Diogo António Cupido Gonçalves (born 6 February 1997) is a Portuguese professional footballer who plays as a winger for Danish Superliga club F.C. Copenhagen.

Club career
Born in Almodôvar, Gonçalves started his career at local club CD Almodôvar in 2005. Two years later, he joined Ferreiras, before moving to Benfica's youth system in 2008.

After being promoted from the youth team, Gonçalves debuted for the reserve team, Benfica B, as a substitute, playing 20 minutes in a Segunda Liga 4–1 home win over Oliveirense on 14 February 2015. On 24 May, he scored his first goal for Benfica B in a 2–1 home win over Vitória de Guimarães B. Five days later, he scored the only goal of a friendly held for the opening of FC United of Manchester's Broadhurst Park.

On 9 August 2017, Gonçalves debuted for Benfica's senior team in a 3–1 victory over Braga in the Primeira Liga.
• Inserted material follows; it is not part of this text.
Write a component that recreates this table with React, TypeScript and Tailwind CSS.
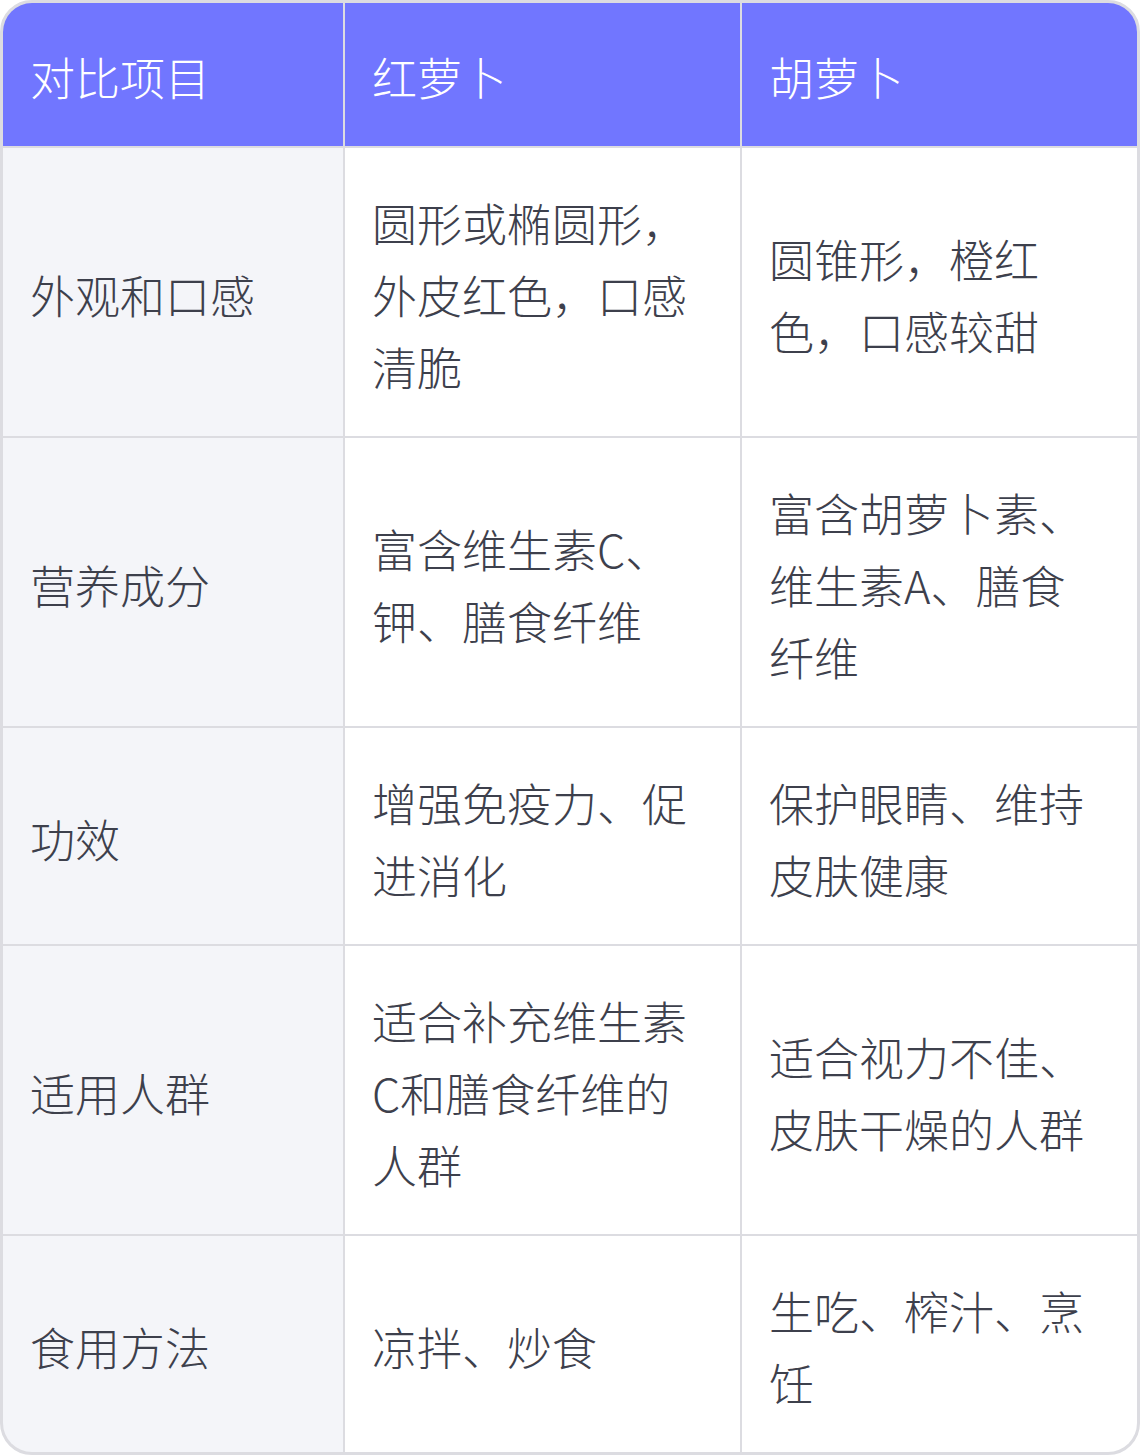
import React from 'react';

const rows: [string, string, string][] = [
  ['外观和口感', '圆形或椭圆形，外皮红色，口感清脆', '圆锥形，橙红色，口感较甜'],
  ['营养成分', '富含维生素C、钾、膳食纤维', '富含胡萝卜素、维生素A、膳食纤维'],
  ['功效', '增强免疫力、促进消化', '保护眼睛、维持皮肤健康'],
  ['适用人群', '适合补充维生素C和膳食纤维的人群', '适合视力不佳、皮肤干燥的人群'],
  ['食用方法', '凉拌、炒食', '生吃、榨汁、烹饪'],
];

const headers = ['对比项目', '红萝卜', '胡萝卜'];

const App: React.FC = () => {
  return (
    <div
      className="w-[1140px] bg-white"
      style={{ fontFamily: '"Noto Sans CJK SC", "Noto Sans", sans-serif' }}
    >
      <div className="overflow-hidden rounded-[32px] border-[3px] border-[#dcdce1] bg-[#dcdce1]">
        <div className="grid grid-cols-[340px_395px_395px] gap-[2px] text-[45px] font-light leading-[72px]">
          {/* header */}
          {headers.map((h) => (
            <div key={h} className="flex h-[143px] items-center bg-[#7176ff] px-[27px] pt-[5px] text-white">
              {h}
            </div>
          ))}

          {/* body rows */}
          {rows.map(([label, a, b]) => (
            <React.Fragment key={label}>
              <div className="flex items-center bg-[#f4f5f9] px-[27px] pt-[39px] pb-[33px] text-[#3d404c]">
                {label}
              </div>
              <div className="flex items-center bg-white px-[27px] pt-[39px] pb-[33px] text-[#3d404c]">
                <span>{a}</span>
              </div>
              <div className="flex items-center bg-white px-[27px] pt-[39px] pb-[33px] text-[#3d404c]">
                <span>{b}</span>
              </div>
            </React.Fragment>
          ))}
        </div>
      </div>
    </div>
  );
};

export default App;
Later on, he made his UEFA Champions League debut in a 1–0 home loss to Manchester United on 18 October.

On 14 June 2018, Gonçalves joined EFL Championship club Nottingham Forest on loan for the 2018–19 season with the option of making the transfer permanent at the end of the season. He made his only Championship start in the opening day 1–1 draw at Bristol City and was subsequently used sparingly by managers Aitor Karanka and Martin O'Neill, totalling ten games in all.

Gonçalves and Benfica teammate Gonçalo Rodrigues both moved on 26 June 2019 to Famalicão, who were returning to the Primeira Liga after a quarter-century away; his deal was again a season-long loan. He scored his first goal on 19 December in a 3–0 home win over Mafra to reach the quarter-finals of the Taça de Portugal; there on 15 January 2020 he netted the only goal at Paços de Ferreira to put the team from Vila Nova de Famalicão into the last four for the first time since 1946.

In August 2020, Gonçalves renewed his contract until 2025.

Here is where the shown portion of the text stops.